We Quakers tend to be quite aware of the ills of the world, the injustices, the wounds, the hurts, and we often express our outrage at the inequalities in the world, and take care not to offend. One of the things I appreciate most about Quakerism is the attention we give to this earthly life, not just the hereafter. I am an activist at heart, and I agree with the bumper sticker that says, “If you aren’t outraged, you aren’t paying attention.” But precisely because there is so much injustice, pain, and war in the world, I think we need our Quaker Meetings to provide reminders of resilience, model generosity, and above all, to reassure each other that even when all seems dark and hopeless, God is not asleep, but is active in the world “working all things together for good”. I think we need reminders, even when things seem hopeless, that God still gives us complete spiritual freedom to act with love. No matter how desperate our circumstances, we always have the choice of being in right relationship with God, and uniting with God and humans in “those things that are eternal”. We are free now, and will know even greater freedom when we unite with God after death.

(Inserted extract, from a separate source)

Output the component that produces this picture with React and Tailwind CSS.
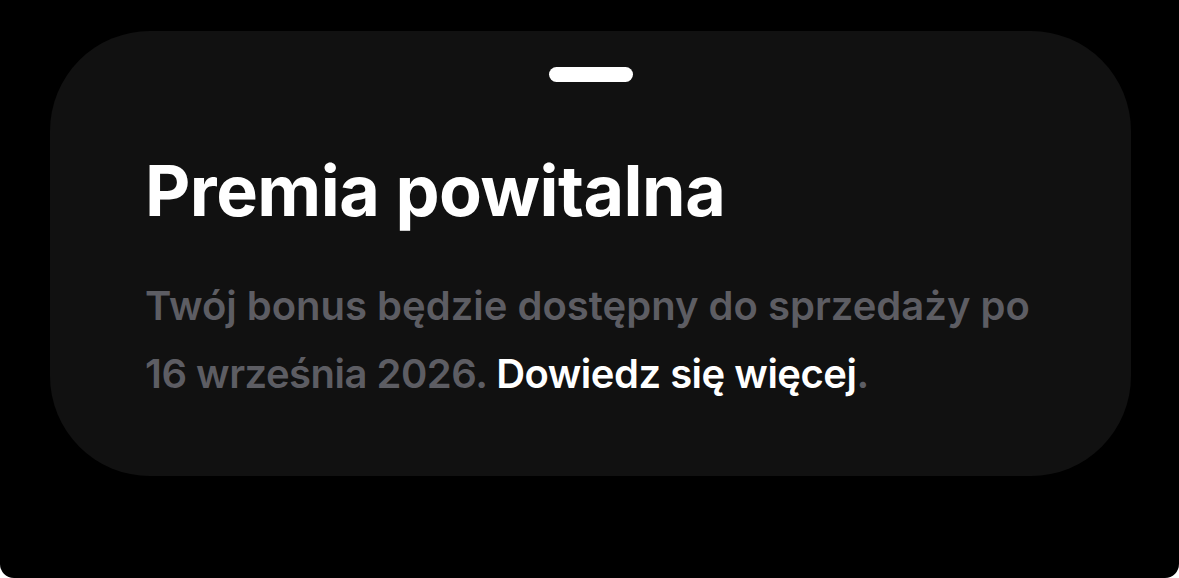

Sadly, I don’t encounter as much of this spirit of freedom and abundance in Liberal Meetings as I would like. There are the troubles of the world, of course. Also, there are so many among us who have been emotionally and spiritually wounded, and in response, we thoughtfully choose our words about God with care and caution lest we offend. It is good to be concerned about offending other, of course. In his letter to the Romans, Paul is very clear that our freedom should not come at the expense of others, and we must have concern for how our actions affect our brothers and sisters. We do not have the freedom to do and say things that harm, offend, embarrass, diminish, or confuse another person. And yet we need fearless, bold, and joyful abandon so we can freely speak about our experience of God, yes, even if we sound foolish in worldly terms.

I am concerned that in this environment, Quaker Pagan’s encouragement of caution and concern will further dampen our already-too-timid talk about God. Rather than guarding our words carefully, at this time, I think we need greater emphasis on freedom to shout and sing and dance to proclaim God’s presence in our midst, yes, especially in the midst of tragedy and despair.

The way I’d like to see us balance the concerns for freedom and compassion is in to err on the side of generosity. I would like us to remind ourselves that, provided we all are mindful of the power of words to hurt, we generously encourage each other to speak freely about our experience of God. I’d like to see us all claim responsibility for our own feelings, recognizing that in community, we will almost certainly be hurt at times, and cause pain to others, no matter how hard we’re all trying to avoid it. I’d like to see us commit to lovingly speak with any person who causes us pain, and commit to use the freedom to speak to that person about the effect of his/her words, educate if needed, and forgive or ask forgiveness as appropriate.

I’d love to hear you speak freely about your experience of the Divine!

Query for prayerful consideration:

How has God been present to you in difficult times?